Dr. Timmons played a key role in getting funding restored to First Nations University in Saskatchewan and was honoured with a Star Blanket by the students.
An active volunteer, Dr. Timmons currently serves on various boards and committees, including as co-chair, the Social Science and Humanities Research Council’s Advisory Committee on Equity, Diversity and Inclusion Policy, and member of the Planning Phase Advisory Committee, Office of the Auditor General of Canada’s Education in Northwest Territories Performance Audit.

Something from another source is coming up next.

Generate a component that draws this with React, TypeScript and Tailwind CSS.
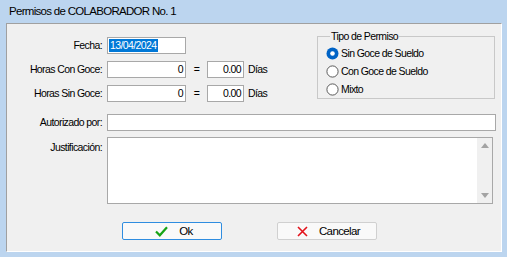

She has done extensive research on the Indigenous students experience at both the post-secondary and K-12 levels (in particular Mi’kmaw communities).
Professor Bill Flanagan
President and Vice-chancellor, University of Alberta
Born and raised in Alberta, Bill joins the University of Alberta from Queen’s University, where he served as the dean of law for 14 years from 2005 to 2019. He holds a BA (English and Philosophy) from Carleton University, a JD from the University of Toronto, a DEA in International Economic Law from Université Paris I-Sorbonne, and an LLM from Columbia University. His scholarly work spans property law, corporate law and international trade law.
Under his leadership, the university is embarking on a major program of academic and administrative restructuring guided by the University of Alberta of Tomorrow proposal, his five-year vision for the university.